SHORT PROBLEM:
Lift out all lines below that contain "styles".

DATA SEGMENT:
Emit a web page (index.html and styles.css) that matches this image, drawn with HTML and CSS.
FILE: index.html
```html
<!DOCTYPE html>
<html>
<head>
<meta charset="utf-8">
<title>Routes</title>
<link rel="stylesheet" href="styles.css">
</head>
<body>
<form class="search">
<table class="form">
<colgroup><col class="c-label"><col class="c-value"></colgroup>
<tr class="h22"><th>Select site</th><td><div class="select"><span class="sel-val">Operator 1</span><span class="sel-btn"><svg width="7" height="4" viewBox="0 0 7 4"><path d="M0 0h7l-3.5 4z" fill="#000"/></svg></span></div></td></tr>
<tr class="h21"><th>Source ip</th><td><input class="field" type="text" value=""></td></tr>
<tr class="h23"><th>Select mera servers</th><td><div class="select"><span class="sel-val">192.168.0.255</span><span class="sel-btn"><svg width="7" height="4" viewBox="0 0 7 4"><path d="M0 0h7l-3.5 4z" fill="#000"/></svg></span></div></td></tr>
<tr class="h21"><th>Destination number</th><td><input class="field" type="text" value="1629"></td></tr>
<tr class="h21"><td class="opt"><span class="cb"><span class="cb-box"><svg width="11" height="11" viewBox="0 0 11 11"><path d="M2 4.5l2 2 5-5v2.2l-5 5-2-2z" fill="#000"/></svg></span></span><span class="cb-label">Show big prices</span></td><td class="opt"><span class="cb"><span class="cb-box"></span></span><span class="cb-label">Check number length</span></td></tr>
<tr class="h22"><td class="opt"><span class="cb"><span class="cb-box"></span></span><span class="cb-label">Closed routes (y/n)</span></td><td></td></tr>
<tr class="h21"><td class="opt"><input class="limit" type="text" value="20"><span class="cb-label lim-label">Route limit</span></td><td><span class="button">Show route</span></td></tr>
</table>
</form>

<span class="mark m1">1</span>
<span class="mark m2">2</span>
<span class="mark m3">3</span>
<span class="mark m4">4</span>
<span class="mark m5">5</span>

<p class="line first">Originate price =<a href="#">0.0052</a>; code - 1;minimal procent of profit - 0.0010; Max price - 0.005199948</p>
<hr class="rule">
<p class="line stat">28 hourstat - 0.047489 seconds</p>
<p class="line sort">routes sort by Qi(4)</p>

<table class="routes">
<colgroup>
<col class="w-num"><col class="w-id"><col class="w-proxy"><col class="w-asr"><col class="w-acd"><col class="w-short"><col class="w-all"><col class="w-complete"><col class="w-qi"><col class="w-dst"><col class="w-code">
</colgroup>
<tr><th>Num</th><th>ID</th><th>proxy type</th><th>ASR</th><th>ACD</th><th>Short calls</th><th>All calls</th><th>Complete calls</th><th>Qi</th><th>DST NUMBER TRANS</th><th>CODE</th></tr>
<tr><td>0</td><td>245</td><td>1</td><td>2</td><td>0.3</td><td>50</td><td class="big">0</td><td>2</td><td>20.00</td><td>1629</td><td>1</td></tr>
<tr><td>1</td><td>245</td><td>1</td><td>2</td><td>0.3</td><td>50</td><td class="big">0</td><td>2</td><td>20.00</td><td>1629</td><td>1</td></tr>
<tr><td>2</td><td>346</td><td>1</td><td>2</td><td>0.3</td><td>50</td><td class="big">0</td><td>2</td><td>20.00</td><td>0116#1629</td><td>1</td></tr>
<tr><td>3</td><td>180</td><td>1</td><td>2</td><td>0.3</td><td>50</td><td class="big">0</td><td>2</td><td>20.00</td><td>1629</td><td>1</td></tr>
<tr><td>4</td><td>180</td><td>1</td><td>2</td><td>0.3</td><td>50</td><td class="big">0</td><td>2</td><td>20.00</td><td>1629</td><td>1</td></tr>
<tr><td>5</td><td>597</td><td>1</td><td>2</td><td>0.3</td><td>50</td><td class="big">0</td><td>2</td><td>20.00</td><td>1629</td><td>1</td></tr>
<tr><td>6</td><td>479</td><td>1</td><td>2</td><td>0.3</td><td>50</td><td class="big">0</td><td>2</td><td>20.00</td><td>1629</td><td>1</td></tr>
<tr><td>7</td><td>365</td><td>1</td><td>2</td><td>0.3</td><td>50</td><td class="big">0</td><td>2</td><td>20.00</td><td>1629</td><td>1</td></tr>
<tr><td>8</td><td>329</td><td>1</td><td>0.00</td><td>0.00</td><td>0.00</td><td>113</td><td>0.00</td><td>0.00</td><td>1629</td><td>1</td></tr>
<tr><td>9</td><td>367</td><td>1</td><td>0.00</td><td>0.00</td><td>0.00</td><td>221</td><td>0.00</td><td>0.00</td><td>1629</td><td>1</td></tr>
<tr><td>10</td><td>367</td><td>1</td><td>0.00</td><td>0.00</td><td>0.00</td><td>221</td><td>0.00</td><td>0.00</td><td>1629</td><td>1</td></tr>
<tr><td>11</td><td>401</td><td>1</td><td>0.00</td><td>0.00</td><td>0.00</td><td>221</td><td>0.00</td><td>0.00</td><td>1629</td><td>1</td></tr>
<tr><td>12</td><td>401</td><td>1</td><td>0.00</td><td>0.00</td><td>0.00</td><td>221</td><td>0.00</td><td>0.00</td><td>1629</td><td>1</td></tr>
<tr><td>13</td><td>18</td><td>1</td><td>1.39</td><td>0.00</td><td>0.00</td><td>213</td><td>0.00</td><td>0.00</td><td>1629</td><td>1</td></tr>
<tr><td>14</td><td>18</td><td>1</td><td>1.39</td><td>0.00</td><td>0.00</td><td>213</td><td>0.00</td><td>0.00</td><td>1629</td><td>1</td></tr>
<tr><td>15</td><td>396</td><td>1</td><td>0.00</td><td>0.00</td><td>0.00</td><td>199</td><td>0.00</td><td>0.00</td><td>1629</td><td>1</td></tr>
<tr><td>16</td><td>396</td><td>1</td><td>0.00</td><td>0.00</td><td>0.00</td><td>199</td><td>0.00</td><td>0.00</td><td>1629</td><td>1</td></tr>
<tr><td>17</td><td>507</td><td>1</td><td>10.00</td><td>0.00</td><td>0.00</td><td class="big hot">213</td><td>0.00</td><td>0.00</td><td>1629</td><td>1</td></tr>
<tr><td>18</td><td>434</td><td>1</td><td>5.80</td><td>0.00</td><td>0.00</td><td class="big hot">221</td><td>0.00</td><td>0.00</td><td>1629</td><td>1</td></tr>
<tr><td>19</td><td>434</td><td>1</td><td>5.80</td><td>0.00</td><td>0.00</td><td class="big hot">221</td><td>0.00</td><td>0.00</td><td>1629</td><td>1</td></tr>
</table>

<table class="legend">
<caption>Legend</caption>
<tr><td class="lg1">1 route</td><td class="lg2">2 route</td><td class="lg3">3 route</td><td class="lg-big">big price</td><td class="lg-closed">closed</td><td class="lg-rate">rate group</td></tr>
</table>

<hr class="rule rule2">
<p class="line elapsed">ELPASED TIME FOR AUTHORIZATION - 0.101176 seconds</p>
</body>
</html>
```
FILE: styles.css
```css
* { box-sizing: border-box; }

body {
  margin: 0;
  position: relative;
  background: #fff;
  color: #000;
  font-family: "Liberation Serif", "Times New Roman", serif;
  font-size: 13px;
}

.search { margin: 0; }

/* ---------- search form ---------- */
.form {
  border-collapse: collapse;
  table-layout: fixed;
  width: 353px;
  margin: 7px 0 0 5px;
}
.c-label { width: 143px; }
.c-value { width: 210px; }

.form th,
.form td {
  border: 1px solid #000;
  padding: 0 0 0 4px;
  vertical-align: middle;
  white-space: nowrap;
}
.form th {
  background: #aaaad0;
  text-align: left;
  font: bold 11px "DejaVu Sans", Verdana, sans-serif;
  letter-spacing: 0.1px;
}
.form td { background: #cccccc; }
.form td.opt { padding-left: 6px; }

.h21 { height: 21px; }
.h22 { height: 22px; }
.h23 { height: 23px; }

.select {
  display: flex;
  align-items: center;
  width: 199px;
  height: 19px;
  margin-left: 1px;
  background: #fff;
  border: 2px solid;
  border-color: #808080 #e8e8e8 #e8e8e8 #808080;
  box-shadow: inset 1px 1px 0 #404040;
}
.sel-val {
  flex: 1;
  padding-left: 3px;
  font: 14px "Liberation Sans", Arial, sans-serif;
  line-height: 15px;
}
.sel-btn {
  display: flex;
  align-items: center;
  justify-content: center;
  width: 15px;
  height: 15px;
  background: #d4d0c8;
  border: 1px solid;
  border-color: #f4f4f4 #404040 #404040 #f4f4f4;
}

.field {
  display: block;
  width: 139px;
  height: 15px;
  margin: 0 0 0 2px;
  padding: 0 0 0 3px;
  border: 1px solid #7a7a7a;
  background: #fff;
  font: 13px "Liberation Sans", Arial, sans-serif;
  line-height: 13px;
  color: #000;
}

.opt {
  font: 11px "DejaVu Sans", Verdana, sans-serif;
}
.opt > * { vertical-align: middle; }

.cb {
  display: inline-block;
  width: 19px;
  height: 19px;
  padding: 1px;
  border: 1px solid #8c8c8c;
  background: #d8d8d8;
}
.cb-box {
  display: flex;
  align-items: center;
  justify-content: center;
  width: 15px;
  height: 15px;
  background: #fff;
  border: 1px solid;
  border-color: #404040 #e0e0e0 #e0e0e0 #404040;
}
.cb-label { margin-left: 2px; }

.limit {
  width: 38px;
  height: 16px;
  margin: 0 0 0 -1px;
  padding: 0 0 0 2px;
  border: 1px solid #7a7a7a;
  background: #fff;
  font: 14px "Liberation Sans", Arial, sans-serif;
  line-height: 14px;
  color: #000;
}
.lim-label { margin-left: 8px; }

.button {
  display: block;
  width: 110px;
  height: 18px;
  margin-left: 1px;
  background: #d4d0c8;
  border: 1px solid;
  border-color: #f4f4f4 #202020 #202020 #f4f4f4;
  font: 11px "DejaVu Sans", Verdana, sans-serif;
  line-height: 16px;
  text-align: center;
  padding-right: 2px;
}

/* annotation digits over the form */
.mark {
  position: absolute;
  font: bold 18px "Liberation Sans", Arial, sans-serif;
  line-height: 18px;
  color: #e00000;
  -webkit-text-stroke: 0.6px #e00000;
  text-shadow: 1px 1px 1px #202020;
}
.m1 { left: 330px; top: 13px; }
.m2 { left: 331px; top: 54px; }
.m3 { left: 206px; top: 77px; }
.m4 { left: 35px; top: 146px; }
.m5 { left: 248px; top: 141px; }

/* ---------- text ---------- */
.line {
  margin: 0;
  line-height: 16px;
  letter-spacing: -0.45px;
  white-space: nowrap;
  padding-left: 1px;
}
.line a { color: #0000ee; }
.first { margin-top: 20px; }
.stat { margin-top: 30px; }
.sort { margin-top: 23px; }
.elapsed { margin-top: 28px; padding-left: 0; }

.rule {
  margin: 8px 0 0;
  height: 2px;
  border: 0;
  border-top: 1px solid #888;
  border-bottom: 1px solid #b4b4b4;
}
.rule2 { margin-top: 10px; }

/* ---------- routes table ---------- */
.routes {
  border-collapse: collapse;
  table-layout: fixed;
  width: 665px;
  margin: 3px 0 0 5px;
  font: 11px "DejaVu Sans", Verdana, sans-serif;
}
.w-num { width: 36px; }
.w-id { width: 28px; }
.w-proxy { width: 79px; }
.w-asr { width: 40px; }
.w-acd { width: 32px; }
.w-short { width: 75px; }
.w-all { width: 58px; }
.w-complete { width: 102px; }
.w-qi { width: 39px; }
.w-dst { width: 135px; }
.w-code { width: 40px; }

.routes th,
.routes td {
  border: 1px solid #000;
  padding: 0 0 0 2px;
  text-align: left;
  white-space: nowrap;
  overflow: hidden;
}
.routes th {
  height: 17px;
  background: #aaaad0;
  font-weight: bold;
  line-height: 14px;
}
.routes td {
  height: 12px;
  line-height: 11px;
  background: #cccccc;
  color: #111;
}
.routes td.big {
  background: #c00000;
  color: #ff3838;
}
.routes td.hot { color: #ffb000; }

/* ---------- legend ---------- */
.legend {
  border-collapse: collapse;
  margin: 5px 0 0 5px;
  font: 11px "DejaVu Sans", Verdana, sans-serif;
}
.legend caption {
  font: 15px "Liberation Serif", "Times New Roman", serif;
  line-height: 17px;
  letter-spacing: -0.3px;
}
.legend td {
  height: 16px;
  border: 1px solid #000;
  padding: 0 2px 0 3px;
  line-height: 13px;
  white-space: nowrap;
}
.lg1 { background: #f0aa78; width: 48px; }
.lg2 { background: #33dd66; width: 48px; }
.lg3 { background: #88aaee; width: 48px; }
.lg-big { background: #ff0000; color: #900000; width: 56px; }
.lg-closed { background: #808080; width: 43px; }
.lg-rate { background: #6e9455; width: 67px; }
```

RESULT OF THIS TASK:
Emit a web page (index.html and styles.css) that matches this image, drawn with HTML and CSS.
<link rel="stylesheet" href="styles.css">
FILE: styles.css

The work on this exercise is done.